━━━━━ Recorded data ━━━━━

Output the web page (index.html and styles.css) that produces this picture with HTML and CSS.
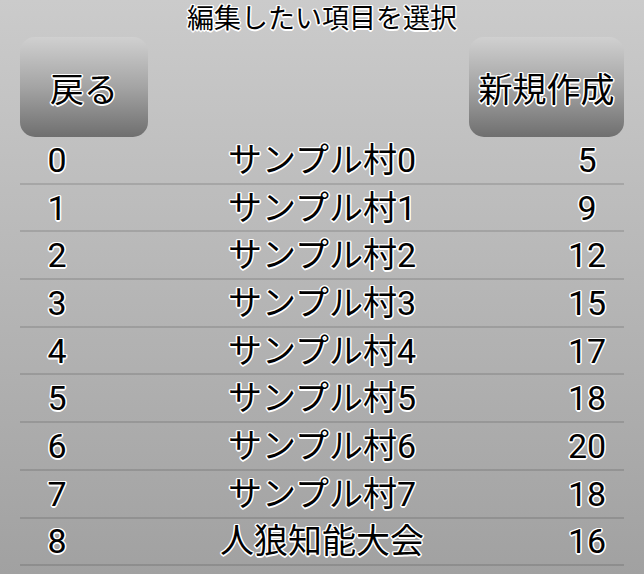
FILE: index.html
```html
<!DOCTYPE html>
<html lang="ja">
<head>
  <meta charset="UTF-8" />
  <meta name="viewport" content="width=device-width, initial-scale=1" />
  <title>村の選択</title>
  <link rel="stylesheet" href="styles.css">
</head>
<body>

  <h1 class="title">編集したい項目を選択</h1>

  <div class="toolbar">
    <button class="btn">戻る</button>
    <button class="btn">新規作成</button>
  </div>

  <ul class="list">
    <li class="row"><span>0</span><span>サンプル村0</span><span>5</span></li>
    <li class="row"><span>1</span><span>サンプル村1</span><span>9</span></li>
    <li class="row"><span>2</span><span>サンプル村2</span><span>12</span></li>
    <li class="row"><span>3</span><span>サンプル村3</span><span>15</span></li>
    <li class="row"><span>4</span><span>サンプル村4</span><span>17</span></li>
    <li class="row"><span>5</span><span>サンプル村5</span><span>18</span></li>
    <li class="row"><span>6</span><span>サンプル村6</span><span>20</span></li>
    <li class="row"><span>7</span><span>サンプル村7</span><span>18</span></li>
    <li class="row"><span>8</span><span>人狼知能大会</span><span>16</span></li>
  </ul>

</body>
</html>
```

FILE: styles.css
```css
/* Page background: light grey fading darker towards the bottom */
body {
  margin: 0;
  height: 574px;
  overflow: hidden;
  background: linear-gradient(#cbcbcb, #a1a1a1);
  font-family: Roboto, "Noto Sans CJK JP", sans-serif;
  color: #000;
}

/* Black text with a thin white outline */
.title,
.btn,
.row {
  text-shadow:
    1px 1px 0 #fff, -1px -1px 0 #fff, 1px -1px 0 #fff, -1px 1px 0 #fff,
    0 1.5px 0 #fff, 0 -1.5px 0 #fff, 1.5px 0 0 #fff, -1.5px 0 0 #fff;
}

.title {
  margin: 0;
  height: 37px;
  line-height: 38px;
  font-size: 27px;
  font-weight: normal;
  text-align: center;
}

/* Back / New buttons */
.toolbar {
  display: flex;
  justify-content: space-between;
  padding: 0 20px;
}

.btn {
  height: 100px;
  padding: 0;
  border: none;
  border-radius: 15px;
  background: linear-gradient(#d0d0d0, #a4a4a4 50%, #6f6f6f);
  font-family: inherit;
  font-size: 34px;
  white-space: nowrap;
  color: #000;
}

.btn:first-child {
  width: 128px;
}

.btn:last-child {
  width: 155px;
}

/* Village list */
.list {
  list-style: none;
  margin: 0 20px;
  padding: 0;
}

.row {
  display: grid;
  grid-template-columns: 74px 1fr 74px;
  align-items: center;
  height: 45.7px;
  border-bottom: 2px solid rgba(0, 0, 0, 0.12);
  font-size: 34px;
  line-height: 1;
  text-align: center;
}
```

━━━━━
━━━━━ Recorded data ━━━━━

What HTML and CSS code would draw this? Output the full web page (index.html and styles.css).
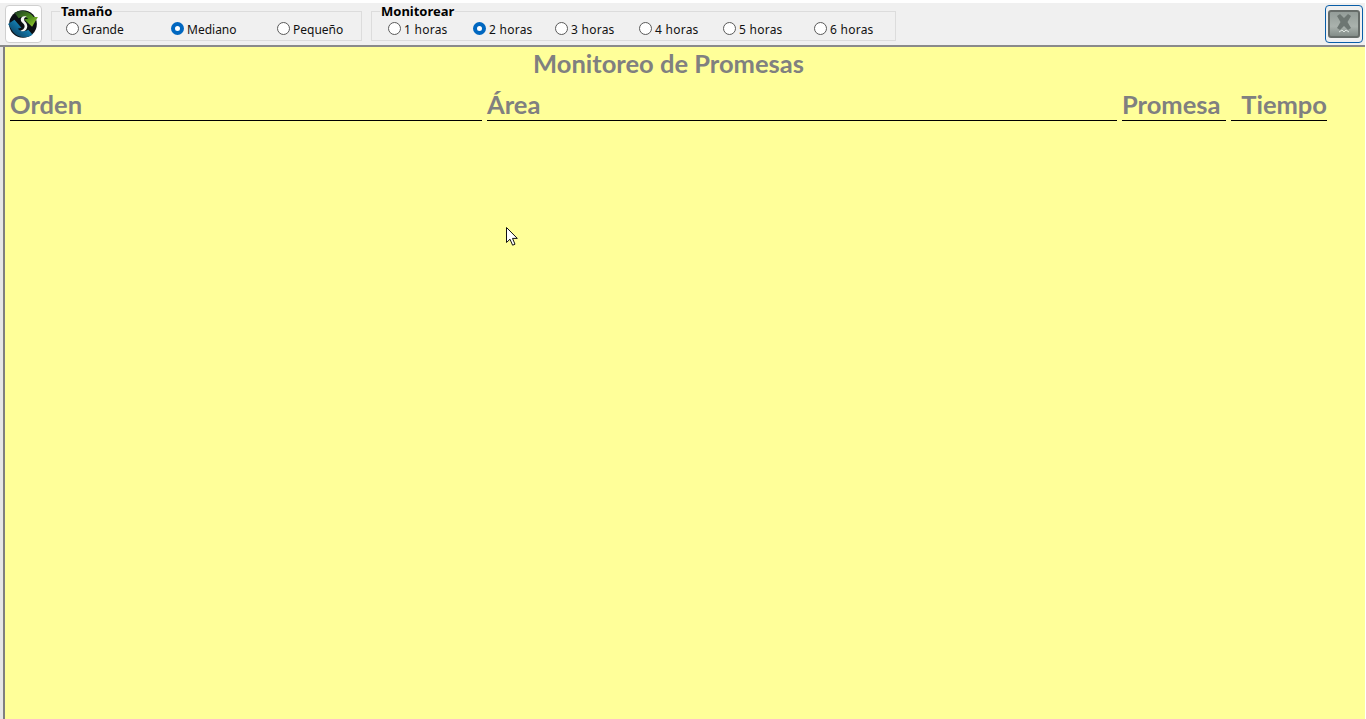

━━━━━

- To be done -
Extract every line containing the string "Output" from the data above.

- Response to this exercise -
Output the web page (index.html and styles.css) that produces this picture with HTML and CSS.
What HTML and CSS code would draw this? Output the full web page (index.html and styles.css).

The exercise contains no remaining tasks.